A Brief History of the Diocese

The Diocese of Glasgow and Galloway is a union of two of the oldest dioceses in Scotland.

The Diocese covers the counties of Wigtonshire, Kirkcudbright and Dumfriesshire (the ancient Diocese of Galloway) and of Ayrshire, Lanarkshire, Renfrewshire, Dunbartonshire and West Stirlingshire south of the River Forth (the ancient Diocese of Glasgow).

The Diocese of Glasgow was founded in the sixth century by Saint Mungo, also known as Saint Kentigern, and patron saint of Glasgow. In fact, however, there were bishops in the area before him, such as Saint Kessog, whose death is dated circa 520. Indeed, Tertullian, one of the Fathers of the Church, leads us to believe that there were Christians in the area as early as AD 210. From Saint Patrick there is firm evidence of the area being Christian in the mid-fifth century.

The Diocese of Galloway, also known as ‘Candida Casa’ or Whithorn, meaning ‘White House’, is thought to have been founded by Saint Ninian in the fifth century (Saint Ninian’s death is dated to 497). Saint Ninian’s Cave and Chapel in Whithorn remain popular sites of Christian pilgrimage.

The Saints Mungo and Ninian are respectively depicted on the left and right sides of the Diocesan shield.

The Reformation

On 9 January 1492, the Bishopric of Glasgow was raised in rank to be an Archbishopric. During the Scottish Reformation, the heritage and jurisdiction of the church passed into the hands of Church of Scotland. However, the small Scottish Episcopal Church continued the line of bishops of both dioceses, even though, in the 16th century, many of them held the office in title alone.

In 1697, the Diocese of Galloway was united with the Diocese of Edinburgh, and in 1708 the line of Archbishops of Glasgow fell vacant. At that point episcopacy was abolished in the Church of Scotland and Episcopalians separated from the State church. The penal period in the 18th century, when the Episcopal Church was outlawed because of its adherence to the Stuart cause, was a low period for both Dioceses.

The line was revived with the appointment of Alexander Duncan in 1731 as Bishop, rather than Archbishop, of Glasgow. However, when Duncan died two years after his appointment as bishop, the see fell vacant once more. In 1787, William Abernethy Drummond became Bishop of Edinburgh and Galloway and Bishop of Brechin in a temporary personal union of the dioceses.

To this he added the then vacant see of Glasgow in union with Edinburgh and Galloway. Within a year, Drummond gave way to John Strachan as the newly appointed Bishop of Brechin, and, in 1805, resigned from the united see of Edinburgh and Galloway (to Daniel Sandford) to focus on ministry in Glasgow. Drummond continued as Bishop of Glasgow until his death in 1809, when the see was reunited with Edinburgh and Galloway.
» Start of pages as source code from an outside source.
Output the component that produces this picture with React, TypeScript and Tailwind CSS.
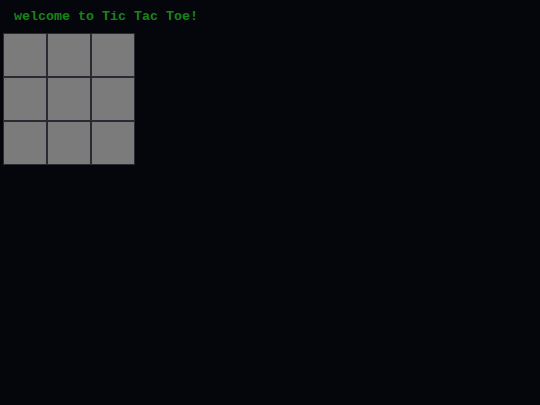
export default function App() {
  const cells = Array.from({ length: 9 }, (_, i) => i);
  return (
    <div className="min-h-[405px] w-full bg-[#05050c] pt-[9px] pl-[3px]">
      <p className="pl-[11px] font-['Liberation_Mono',monospace] text-[13.33px] font-bold leading-[16px] text-[#188418]">
        welcome to Tic Tac Toe!
      </p>
      <div className="mt-[8px] grid w-[132px] grid-cols-3">
        {cells.map((i) => (
          <div key={i} className="h-[44px] w-[44px] border border-[#2a2a32] bg-[#7b7b7b]" />
        ))}
      </div>
    </div>
  );
}
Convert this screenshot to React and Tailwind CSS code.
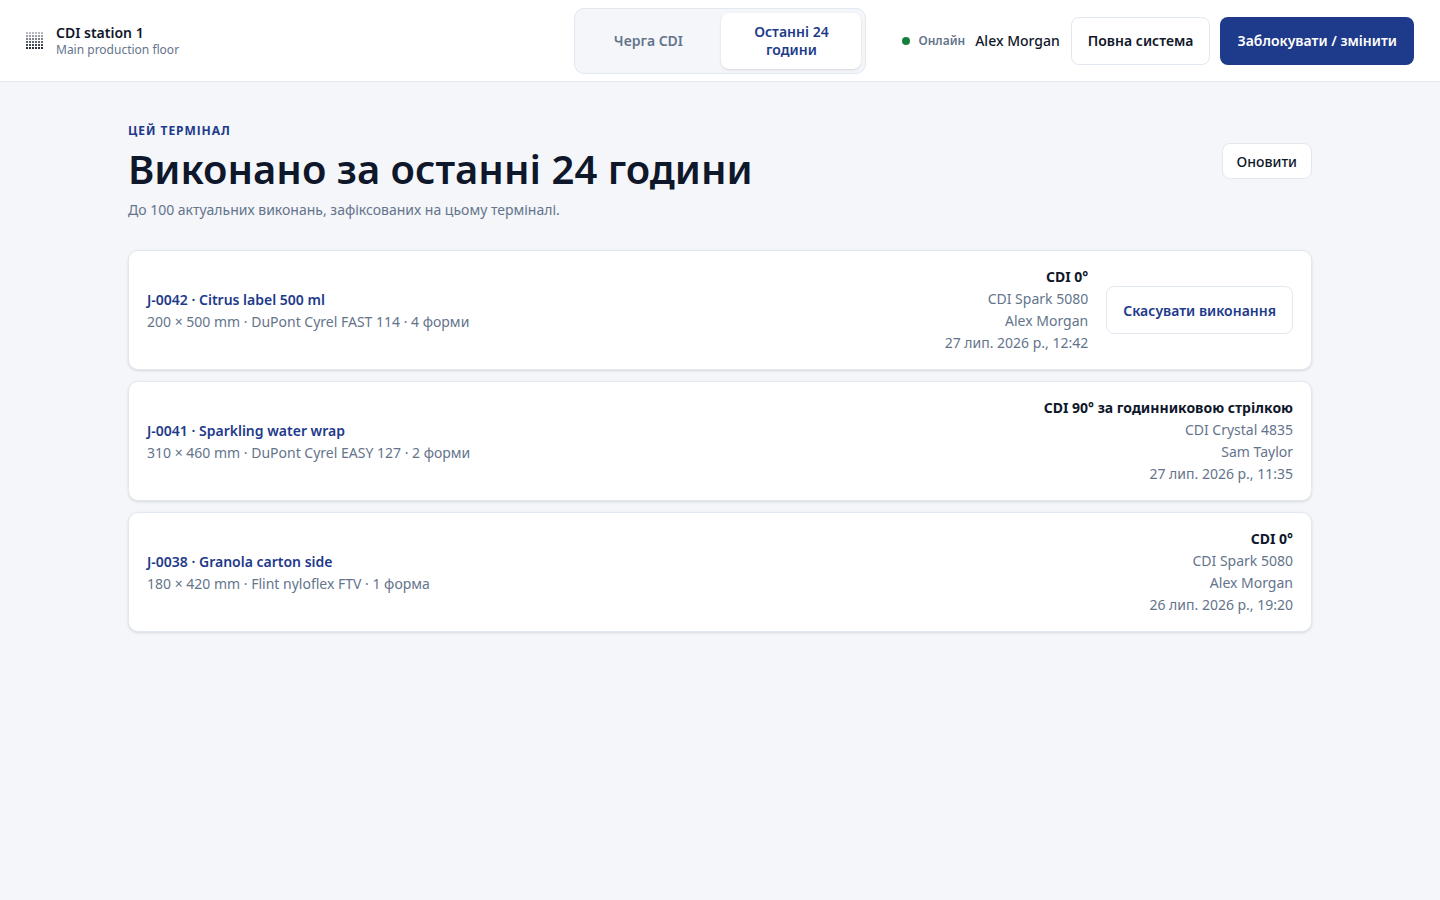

First Bishop of Glasgow & Galloway

In 1837, James Walker, bishop of the triple see and Primus, gave way to Michael Russell to be the first modern Bishop of Glasgow and Galloway. In 1878, the Roman Catholic Church re-established the Archdiocese of Glasgow and Diocese of Galloway in its modern structures. In 1888, the counties of Selkirkshire, Peeblesshire and Roxburghshire, which were historically part of the Diocese of Galloway, were transferred from the Episcopalian Diocese of Glasgow and Galloway back to Edinburgh.

Today, the years of decline which marked the second half of the 20th century appear to be behind us. Numbers have stabilised, with several congregations reporting growth. Giving is increasing and there is a marked development in lay involvement in the life and running of the Diocese.

The Rt Rev Kevin Pearson is our Bishop, due to the COVID-19 pandemic and lockdown and Scotland, he was installed by deed from the College of Bishops as the 15th Bishop of the United Diocese on the 1st July 2020.

Companion Dioceses

The Diocese of Glasgow and Galloway has companion links with the Diocese of Byumba, of the Province of the Episcopal Church of Rwanda, and the Diocese of Kentucky, of the Episcopal Church of the United States.